+++ Rows +++
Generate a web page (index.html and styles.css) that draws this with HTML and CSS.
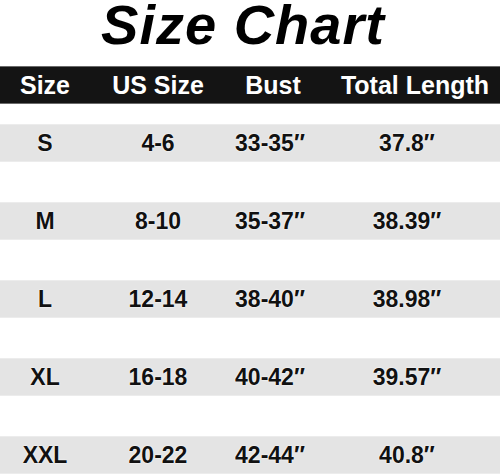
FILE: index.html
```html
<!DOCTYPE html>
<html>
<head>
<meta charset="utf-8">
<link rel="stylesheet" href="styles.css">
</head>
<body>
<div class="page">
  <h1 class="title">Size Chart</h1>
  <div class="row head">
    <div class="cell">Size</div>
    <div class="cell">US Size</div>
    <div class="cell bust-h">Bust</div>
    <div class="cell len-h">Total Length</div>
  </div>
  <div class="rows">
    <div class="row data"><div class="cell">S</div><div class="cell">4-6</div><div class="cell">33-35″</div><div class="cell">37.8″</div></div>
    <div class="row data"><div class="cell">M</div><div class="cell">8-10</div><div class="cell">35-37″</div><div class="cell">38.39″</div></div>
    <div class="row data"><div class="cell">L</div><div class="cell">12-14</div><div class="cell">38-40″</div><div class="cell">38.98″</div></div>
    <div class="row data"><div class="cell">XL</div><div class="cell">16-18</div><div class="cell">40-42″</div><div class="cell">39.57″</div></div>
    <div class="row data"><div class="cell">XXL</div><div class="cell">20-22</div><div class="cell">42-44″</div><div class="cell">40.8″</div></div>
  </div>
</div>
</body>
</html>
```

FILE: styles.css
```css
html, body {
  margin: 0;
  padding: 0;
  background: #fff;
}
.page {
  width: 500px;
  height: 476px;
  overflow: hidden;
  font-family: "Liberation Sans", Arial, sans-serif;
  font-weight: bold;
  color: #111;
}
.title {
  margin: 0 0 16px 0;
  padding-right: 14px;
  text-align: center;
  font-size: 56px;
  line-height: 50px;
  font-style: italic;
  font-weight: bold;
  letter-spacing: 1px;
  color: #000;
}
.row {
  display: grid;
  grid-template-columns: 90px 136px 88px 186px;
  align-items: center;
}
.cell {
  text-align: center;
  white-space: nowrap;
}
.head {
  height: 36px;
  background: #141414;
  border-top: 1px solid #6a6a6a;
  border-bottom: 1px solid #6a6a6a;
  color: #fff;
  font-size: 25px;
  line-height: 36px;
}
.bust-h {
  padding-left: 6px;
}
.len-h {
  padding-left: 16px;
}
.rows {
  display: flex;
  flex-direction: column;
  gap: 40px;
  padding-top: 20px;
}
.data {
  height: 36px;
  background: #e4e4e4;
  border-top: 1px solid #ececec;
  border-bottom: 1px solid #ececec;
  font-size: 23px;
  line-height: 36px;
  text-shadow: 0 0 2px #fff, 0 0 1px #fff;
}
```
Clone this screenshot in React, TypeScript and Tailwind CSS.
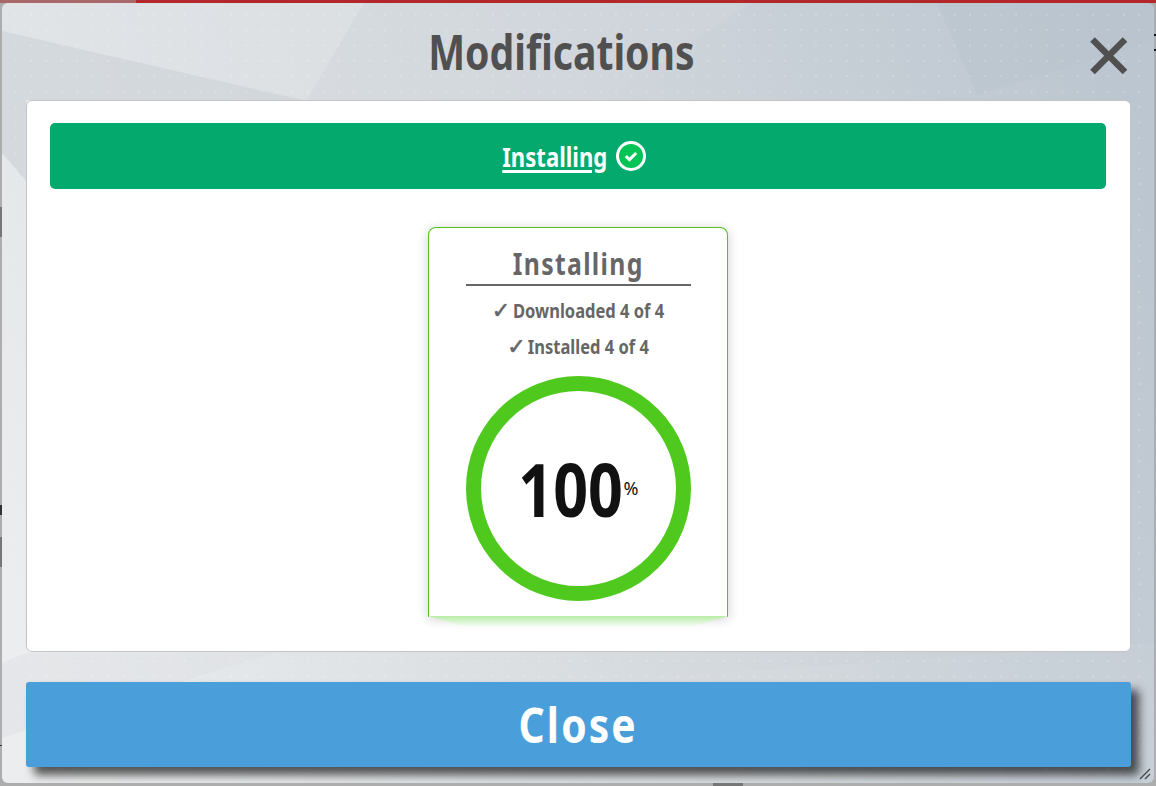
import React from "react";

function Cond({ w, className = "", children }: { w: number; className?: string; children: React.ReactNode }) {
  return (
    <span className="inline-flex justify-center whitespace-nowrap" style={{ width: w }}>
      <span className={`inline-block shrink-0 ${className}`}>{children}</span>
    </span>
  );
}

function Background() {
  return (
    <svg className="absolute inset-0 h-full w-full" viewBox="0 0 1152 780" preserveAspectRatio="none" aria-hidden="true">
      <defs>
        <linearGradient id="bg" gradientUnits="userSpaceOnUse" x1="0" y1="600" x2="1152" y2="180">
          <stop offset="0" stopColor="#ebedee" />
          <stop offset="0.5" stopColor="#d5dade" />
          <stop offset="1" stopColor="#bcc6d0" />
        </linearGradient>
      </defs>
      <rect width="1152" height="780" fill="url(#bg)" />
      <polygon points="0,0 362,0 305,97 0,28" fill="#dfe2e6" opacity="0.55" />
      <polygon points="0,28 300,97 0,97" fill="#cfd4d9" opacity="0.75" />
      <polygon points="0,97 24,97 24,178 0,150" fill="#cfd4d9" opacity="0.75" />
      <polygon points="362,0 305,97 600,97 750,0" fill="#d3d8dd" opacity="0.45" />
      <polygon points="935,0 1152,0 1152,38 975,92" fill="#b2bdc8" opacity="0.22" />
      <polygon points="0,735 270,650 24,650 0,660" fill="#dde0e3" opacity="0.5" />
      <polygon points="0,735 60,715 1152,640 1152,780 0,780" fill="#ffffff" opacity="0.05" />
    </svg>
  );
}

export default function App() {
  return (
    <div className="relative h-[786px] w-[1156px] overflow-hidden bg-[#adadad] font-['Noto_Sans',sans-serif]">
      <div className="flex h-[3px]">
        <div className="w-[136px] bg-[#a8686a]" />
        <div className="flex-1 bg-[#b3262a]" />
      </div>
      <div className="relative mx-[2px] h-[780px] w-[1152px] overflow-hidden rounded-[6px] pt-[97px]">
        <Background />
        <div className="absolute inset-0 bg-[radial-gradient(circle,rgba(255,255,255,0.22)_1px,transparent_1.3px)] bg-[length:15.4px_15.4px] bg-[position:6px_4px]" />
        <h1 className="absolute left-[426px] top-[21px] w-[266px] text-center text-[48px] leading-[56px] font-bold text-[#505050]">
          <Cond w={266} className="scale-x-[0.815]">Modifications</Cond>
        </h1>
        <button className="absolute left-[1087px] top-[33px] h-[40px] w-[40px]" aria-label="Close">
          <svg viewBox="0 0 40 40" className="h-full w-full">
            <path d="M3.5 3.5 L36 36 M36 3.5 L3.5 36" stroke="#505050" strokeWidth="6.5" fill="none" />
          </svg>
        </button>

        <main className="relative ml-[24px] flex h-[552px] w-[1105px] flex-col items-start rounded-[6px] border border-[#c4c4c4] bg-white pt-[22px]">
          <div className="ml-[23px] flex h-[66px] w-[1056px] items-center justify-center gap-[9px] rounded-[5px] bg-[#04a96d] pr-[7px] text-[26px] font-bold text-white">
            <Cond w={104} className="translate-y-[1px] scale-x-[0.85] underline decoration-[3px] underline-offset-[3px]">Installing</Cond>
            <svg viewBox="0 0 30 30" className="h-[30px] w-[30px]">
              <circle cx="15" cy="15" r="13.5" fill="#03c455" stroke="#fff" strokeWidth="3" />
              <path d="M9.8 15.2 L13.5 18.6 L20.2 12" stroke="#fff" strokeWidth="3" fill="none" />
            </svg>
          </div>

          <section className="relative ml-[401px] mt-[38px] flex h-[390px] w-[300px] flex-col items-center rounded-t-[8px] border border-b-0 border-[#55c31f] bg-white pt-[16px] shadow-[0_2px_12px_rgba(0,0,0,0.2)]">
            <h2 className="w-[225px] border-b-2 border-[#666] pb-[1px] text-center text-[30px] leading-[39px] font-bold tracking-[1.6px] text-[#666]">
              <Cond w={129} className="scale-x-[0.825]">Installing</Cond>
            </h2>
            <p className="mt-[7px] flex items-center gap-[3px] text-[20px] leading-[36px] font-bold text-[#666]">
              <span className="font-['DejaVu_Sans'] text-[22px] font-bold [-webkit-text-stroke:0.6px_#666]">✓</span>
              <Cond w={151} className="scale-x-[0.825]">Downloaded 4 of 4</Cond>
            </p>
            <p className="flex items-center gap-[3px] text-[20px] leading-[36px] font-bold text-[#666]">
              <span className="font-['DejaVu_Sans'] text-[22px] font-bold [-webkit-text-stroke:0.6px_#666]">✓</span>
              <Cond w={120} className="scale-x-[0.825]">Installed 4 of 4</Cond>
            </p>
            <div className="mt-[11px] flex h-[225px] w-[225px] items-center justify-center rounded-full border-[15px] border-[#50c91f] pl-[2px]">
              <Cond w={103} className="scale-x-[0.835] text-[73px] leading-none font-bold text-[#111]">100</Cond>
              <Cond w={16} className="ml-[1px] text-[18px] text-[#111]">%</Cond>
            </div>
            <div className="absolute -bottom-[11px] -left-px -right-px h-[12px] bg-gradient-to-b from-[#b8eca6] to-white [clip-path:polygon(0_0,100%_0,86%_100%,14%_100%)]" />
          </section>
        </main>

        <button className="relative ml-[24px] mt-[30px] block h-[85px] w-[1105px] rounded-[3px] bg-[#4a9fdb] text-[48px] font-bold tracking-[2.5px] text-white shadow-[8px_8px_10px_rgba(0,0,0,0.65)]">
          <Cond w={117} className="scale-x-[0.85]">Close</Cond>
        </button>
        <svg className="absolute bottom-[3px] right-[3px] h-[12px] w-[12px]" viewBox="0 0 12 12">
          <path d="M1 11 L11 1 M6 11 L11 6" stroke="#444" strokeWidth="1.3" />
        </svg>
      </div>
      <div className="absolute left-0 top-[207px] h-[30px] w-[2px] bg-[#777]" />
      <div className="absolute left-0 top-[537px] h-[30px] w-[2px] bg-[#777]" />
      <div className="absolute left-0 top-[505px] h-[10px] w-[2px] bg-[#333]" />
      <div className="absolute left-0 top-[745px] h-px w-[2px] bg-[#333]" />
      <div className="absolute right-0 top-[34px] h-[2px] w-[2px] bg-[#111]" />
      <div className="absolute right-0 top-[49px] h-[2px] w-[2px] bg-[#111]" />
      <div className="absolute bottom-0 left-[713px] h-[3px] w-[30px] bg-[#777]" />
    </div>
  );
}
+++
• [What is asked] Reproduce exactly the run of lines beginning with the one that contains "Clone this screenshot" and ending with the one that contains "import React from". Do not include pictures.

• [Reply to the task]
Clone this screenshot in React, TypeScript and Tailwind CSS.
import React from "react";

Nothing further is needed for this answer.